→ Given information

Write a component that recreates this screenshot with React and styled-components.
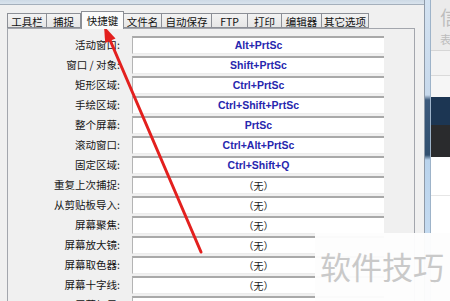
import React from "react";
import styled, { createGlobalStyle } from "styled-components";

const Global = createGlobalStyle`
  html, body { margin: 0; padding: 0; background: #ffffff; }
  body { width: 450px; height: 301px; overflow: hidden; font-family: "Noto Sans CJK SC", "Noto Sans", sans-serif; }
`;

const Screen = styled.div`
  position: relative;
  width: 450px;
  height: 301px;
  overflow: hidden;
  display: flex;
`;

const Dialog = styled.div`
  width: 424px;
  flex: none;
  display: flex;
  flex-direction: column;
  border-right: 1px solid #8e9aa8;
  background: #f0f0f0;
`;

const Glass = styled.div`
  height: 4px;
  flex: none;
  background: linear-gradient(to bottom, #cdd9e5, #d9e3ed);
  border-bottom: 1px solid #a4afbb;
`;

const Body = styled.div`
  flex: 1;
  padding: 6px 0 0 7px;
  display: flex;
  flex-direction: column;
`;

const TabStrip = styled.div`
  display: flex;
  align-items: flex-end;
  height: 17px;
  position: relative;
  z-index: 1;
`;

const Tab = styled.div`
  box-sizing: border-box;
  width: ${(p) => p.$w}px;
  height: ${(p) => (p.$active ? 18 : 15)}px;
  margin-bottom: ${(p) => (p.$active ? -1 : 0)}px;
  border: 1px solid #8c8f96;
  border-bottom: ${(p) => (p.$active ? "none" : "1px solid #8c8f96")};
  border-left: ${(p) => (p.$first || p.$active ? "1px solid #8c8f96" : "none")};
  background: ${(p) =>
    p.$active ? "#fbfbfb" : "linear-gradient(to bottom, #f3f3f3, #e6e6e6)"};
  font-size: 10.5px;
  line-height: ${(p) => (p.$active ? 15 : 14)}px;
  padding-top: ${(p) => (p.$active ? 1 : 1)}px;
  color: #111;
  text-align: center;
  white-space: nowrap;
  font-family: "Noto Sans CJK SC", "Noto Sans", sans-serif;
`;

const Panel = styled.div`
  width: 408px;
  box-sizing: border-box;
  flex: 1;
  border: 1px solid #a3a6ad;
  border-bottom: none;
  background: #f0f0f0;
  padding-top: 7px;
  display: flex;
  flex-direction: column;
  gap: 2px;
`;

const Row = styled.div`
  display: grid;
  grid-template-columns: 112px 252px;
  column-gap: 12px;
  height: 18px;
  flex: none;
`;

const Label = styled.div`
  text-align: right;
  font-size: 10.5px;
  line-height: 18px;
  color: #151515;
  white-space: nowrap;
  font-family: "Noto Sans CJK SC", "Noto Sans", sans-serif;
`;

const Field = styled.div`
  box-sizing: border-box;
  height: 18px;
  background: #ffffff;
  border-top: 2px solid #a9a9a9;
  border-left: 1px solid #b4b4b4;
  border-bottom: 1px solid #ececec;
  text-align: center;
  line-height: 15px;
  white-space: nowrap;
  color: ${(p) => (p.$key ? "#2626ae" : "#1a1a1a")};
  font-weight: ${(p) => (p.$key ? 700 : 400)};
  font-size: ${(p) => (p.$key ? "10.5px" : "10px")};
  font-family: ${(p) =>
    p.$key
      ? '"Liberation Sans", Arial, sans-serif'
      : '"Noto Sans CJK SC", "Noto Sans", sans-serif'};
`;

const Frame = styled.div`
  width: 5px;
  flex: none;
  background: linear-gradient(
    to bottom,
    #d3e2f1 0px,
    #c7d9ec 95px,
    #3c5a7c 100px,
    #31506f 155px,
    #b9d3ec 160px,
    #cfe2f5 301px
  );
  border-right: 1px solid #9db3c9;
`;

const OtherWindow = styled.div`
  flex: 1;
  display: flex;
  flex-direction: column;
  overflow: hidden;
  background: #ffffff;
`;

const OtherHeader = styled.div`
  height: 50px;
  flex: none;
  background: #ebebeb;
  border-bottom: 1px solid #d6d6d6;
  padding-left: 9px;
  overflow: hidden;
  display: flex;
  flex-direction: column;
`;

const OtherBig = styled.div`
  font-size: 19px;
  line-height: 22px;
  margin-top: 6px;
  color: #bdbdbd;
  font-weight: 400;
  white-space: nowrap;
  font-family: "Noto Sans CJK SC", sans-serif;
`;

const OtherSmall = styled.div`
  font-size: 11px;
  line-height: 14px;
  margin-top: 4px;
  color: #bcbcbc;
  white-space: nowrap;
  font-family: "Noto Sans CJK SC", sans-serif;
`;

const Strip = styled.div`
  height: ${(p) => p.$h}px;
  flex: none;
  background: ${(p) => p.$bg};
  border-bottom: ${(p) => (p.$line ? `1px solid ${p.$line}` : "none")};
`;

const Arrow = styled.svg`
  position: absolute;
  left: 0;
  top: 0;
  pointer-events: none;
`;

const Watermark = styled.div`
  position: absolute;
  left: 315px;
  top: 233px;
  right: 0;
  bottom: 0;
  background: rgba(253, 253, 253, 0.97);
  padding: 17px 0 0 5px;
  font-size: 31px;
  line-height: 31px;
  color: #c9c9c9;
  white-space: nowrap;
  font-family: "Noto Sans CJK SC", sans-serif;
`;

const tabs = [
  ["工具栏", 40],
  ["捕捉", 34],
  ["快捷键", 43, true],
  ["文件名", 38],
  ["自动保存", 50],
  ["FTP", 36],
  ["打印", 34],
  ["编辑器", 40],
  ["其它选项", 47],
];

const rows = [
  ["活动窗口:", "Alt+PrtSc"],
  ["窗口 / 对象:", "Shift+PrtSc"],
  ["矩形区域:", "Ctrl+PrtSc"],
  ["手绘区域:", "Ctrl+Shift+PrtSc"],
  ["整个屏幕:", "PrtSc"],
  ["滚动窗口:", "Ctrl+Alt+PrtSc"],
  ["固定区域:", "Ctrl+Shift+Q"],
  ["重复上次捕捉:", null],
  ["从剪贴板导入:", null],
  ["屏幕聚焦:", null],
  ["屏幕放大镜:", null],
  ["屏幕取色器:", null],
  ["屏幕十字线:", null],
  ["屏幕标尺:", null],
];

export default function App() {
  return (
    <>
      <Global />
      <Screen>
        <Dialog>
          <Glass />
          <Body>
            <TabStrip>
              {tabs.map(([t, w, a], i) => (
                <Tab key={t} $w={w} $active={a} $first={i === 0}>
                  {t}
                </Tab>
              ))}
            </TabStrip>
            <Panel>
              {rows.map(([l, k]) => (
                <Row key={l}>
                  <Label>{l}</Label>
                  <Field $key={!!k}>{k || "（无）"}</Field>
                </Row>
              ))}
            </Panel>
          </Body>
        </Dialog>
        <Frame />
        <OtherWindow>
          <OtherHeader>
            <OtherBig>信</OtherBig>
            <OtherSmall>表</OtherSmall>
          </OtherHeader>
          <Strip $h={24} $bg="#f3f3f3" $line="#dadada" />
          <Strip $h={21} $bg="#f6f6f6" />
          <Strip $h={28} $bg="#1c3653" />
          <Strip $h={32} $bg="#2a2b2d" />
          <Strip $h={38} $bg="#ffffff" $line="#e6e6e6" />
        </OtherWindow>
        <Arrow width="450" height="301" viewBox="0 0 450 301">
          <line
            x1="201"
            y1="252"
            x2="110"
            y2="40"
            stroke="#e3201e"
            strokeWidth="3"
            strokeLinecap="round"
          />
          <polygon points="104,26 115.5,38.5 105.2,43" fill="#e3201e" />
        </Arrow>
        <Watermark>软件技巧</Watermark>
      </Screen>
    </>
  );
}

→ What you should do
Images should not appear in the copy; retype the listing above exactly.

→ Answer in full
Write a component that recreates this screenshot with React and styled-components.
import React from "react";
import styled, { createGlobalStyle } from "styled-components";

const Global = createGlobalStyle`
  html, body { margin: 0; padding: 0; background: #ffffff; }
  body { width: 450px; height: 301px; overflow: hidden; font-family: "Noto Sans CJK SC", "Noto Sans", sans-serif; }
`;

const Screen = styled.div`
  position: relative;
  width: 450px;
  height: 301px;
  overflow: hidden;
  display: flex;
`;

const Dialog = styled.div`
  width: 424px;
  flex: none;
  display: flex;
  flex-direction: column;
  border-right: 1px solid #8e9aa8;
  background: #f0f0f0;
`;

const Glass = styled.div`
  height: 4px;
  flex: none;
  background: linear-gradient(to bottom, #cdd9e5, #d9e3ed);
  border-bottom: 1px solid #a4afbb;
`;

const Body = styled.div`
  flex: 1;
  padding: 6px 0 0 7px;
  display: flex;
  flex-direction: column;
`;

const TabStrip = styled.div`
  display: flex;
  align-items: flex-end;
  height: 17px;
  position: relative;
  z-index: 1;
`;

const Tab = styled.div`
  box-sizing: border-box;
  width: ${(p) => p.$w}px;
  height: ${(p) => (p.$active ? 18 : 15)}px;
  margin-bottom: ${(p) => (p.$active ? -1 : 0)}px;
  border: 1px solid #8c8f96;
  border-bottom: ${(p) => (p.$active ? "none" : "1px solid #8c8f96")};
  border-left: ${(p) => (p.$first || p.$active ? "1px solid #8c8f96" : "none")};
  background: ${(p) =>
    p.$active ? "#fbfbfb" : "linear-gradient(to bottom, #f3f3f3, #e6e6e6)"};
  font-size: 10.5px;
  line-height: ${(p) => (p.$active ? 15 : 14)}px;
  padding-top: ${(p) => (p.$active ? 1 : 1)}px;
  color: #111;
  text-align: center;
  white-space: nowrap;
  font-family: "Noto Sans CJK SC", "Noto Sans", sans-serif;
`;

const Panel = styled.div`
  width: 408px;
  box-sizing: border-box;
  flex: 1;
  border: 1px solid #a3a6ad;
  border-bottom: none;
  background: #f0f0f0;
  padding-top: 7px;
  display: flex;
  flex-direction: column;
  gap: 2px;
`;

const Row = styled.div`
  display: grid;
  grid-template-columns: 112px 252px;
  column-gap: 12px;
  height: 18px;
  flex: none;
`;

const Label = styled.div`
  text-align: right;
  font-size: 10.5px;
  line-height: 18px;
  color: #151515;
  white-space: nowrap;
  font-family: "Noto Sans CJK SC", "Noto Sans", sans-serif;
`;

const Field = styled.div`
  box-sizing: border-box;
  height: 18px;
  background: #ffffff;
  border-top: 2px solid #a9a9a9;
  border-left: 1px solid #b4b4b4;
  border-bottom: 1px solid #ececec;
  text-align: center;
  line-height: 15px;
  white-space: nowrap;
  color: ${(p) => (p.$key ? "#2626ae" : "#1a1a1a")};
  font-weight: ${(p) => (p.$key ? 700 : 400)};
  font-size: ${(p) => (p.$key ? "10.5px" : "10px")};
  font-family: ${(p) =>
    p.$key
      ? '"Liberation Sans", Arial, sans-serif'
      : '"Noto Sans CJK SC", "Noto Sans", sans-serif'};
`;

const Frame = styled.div`
  width: 5px;
  flex: none;
  background: linear-gradient(
    to bottom,
    #d3e2f1 0px,
    #c7d9ec 95px,
    #3c5a7c 100px,
    #31506f 155px,
    #b9d3ec 160px,
    #cfe2f5 301px
  );
  border-right: 1px solid #9db3c9;
`;

const OtherWindow = styled.div`
  flex: 1;
  display: flex;
  flex-direction: column;
  overflow: hidden;
  background: #ffffff;
`;

const OtherHeader = styled.div`
  height: 50px;
  flex: none;
  background: #ebebeb;
  border-bottom: 1px solid #d6d6d6;
  padding-left: 9px;
  overflow: hidden;
  display: flex;
  flex-direction: column;
`;

const OtherBig = styled.div`
  font-size: 19px;
  line-height: 22px;
  margin-top: 6px;
  color: #bdbdbd;
  font-weight: 400;
  white-space: nowrap;
  font-family: "Noto Sans CJK SC", sans-serif;
`;

const OtherSmall = styled.div`
  font-size: 11px;
  line-height: 14px;
  margin-top: 4px;
  color: #bcbcbc;
  white-space: nowrap;
  font-family: "Noto Sans CJK SC", sans-serif;
`;

const Strip = styled.div`
  height: ${(p) => p.$h}px;
  flex: none;
  background: ${(p) => p.$bg};
  border-bottom: ${(p) => (p.$line ? `1px solid ${p.$line}` : "none")};
`;

const Arrow = styled.svg`
  position: absolute;
  left: 0;
  top: 0;
  pointer-events: none;
`;

const Watermark = styled.div`
  position: absolute;
  left: 315px;
  top: 233px;
  right: 0;
  bottom: 0;
  background: rgba(253, 253, 253, 0.97);
  padding: 17px 0 0 5px;
  font-size: 31px;
  line-height: 31px;
  color: #c9c9c9;
  white-space: nowrap;
  font-family: "Noto Sans CJK SC", sans-serif;
`;

const tabs = [
  ["工具栏", 40],
  ["捕捉", 34],
  ["快捷键", 43, true],
  ["文件名", 38],
  ["自动保存", 50],
  ["FTP", 36],
  ["打印", 34],
  ["编辑器", 40],
  ["其它选项", 47],
];

const rows = [
  ["活动窗口:", "Alt+PrtSc"],
  ["窗口 / 对象:", "Shift+PrtSc"],
  ["矩形区域:", "Ctrl+PrtSc"],
  ["手绘区域:", "Ctrl+Shift+PrtSc"],
  ["整个屏幕:", "PrtSc"],
  ["滚动窗口:", "Ctrl+Alt+PrtSc"],
  ["固定区域:", "Ctrl+Shift+Q"],
  ["重复上次捕捉:", null],
  ["从剪贴板导入:", null],
  ["屏幕聚焦:", null],
  ["屏幕放大镜:", null],
  ["屏幕取色器:", null],
  ["屏幕十字线:", null],
  ["屏幕标尺:", null],
];

export default function App() {
  return (
    <>
      <Global />
      <Screen>
        <Dialog>
          <Glass />
          <Body>
            <TabStrip>
              {tabs.map(([t, w, a], i) => (
                <Tab key={t} $w={w} $active={a} $first={i === 0}>
                  {t}
                </Tab>
              ))}
            </TabStrip>
            <Panel>
              {rows.map(([l, k]) => (
                <Row key={l}>
                  <Label>{l}</Label>
                  <Field $key={!!k}>{k || "（无）"}</Field>
                </Row>
              ))}
            </Panel>
          </Body>
        </Dialog>
        <Frame />
        <OtherWindow>
          <OtherHeader>
            <OtherBig>信</OtherBig>
            <OtherSmall>表</OtherSmall>
          </OtherHeader>
          <Strip $h={24} $bg="#f3f3f3" $line="#dadada" />
          <Strip $h={21} $bg="#f6f6f6" />
          <Strip $h={28} $bg="#1c3653" />
          <Strip $h={32} $bg="#2a2b2d" />
          <Strip $h={38} $bg="#ffffff" $line="#e6e6e6" />
        </OtherWindow>
        <Arrow width="450" height="301" viewBox="0 0 450 301">
          <line
            x1="201"
            y1="252"
            x2="110"
            y2="40"
            stroke="#e3201e"
            strokeWidth="3"
            strokeLinecap="round"
          />
          <polygon points="104,26 115.5,38.5 105.2,43" fill="#e3201e" />
        </Arrow>
        <Watermark>软件技巧</Watermark>
      </Screen>
    </>
  );
}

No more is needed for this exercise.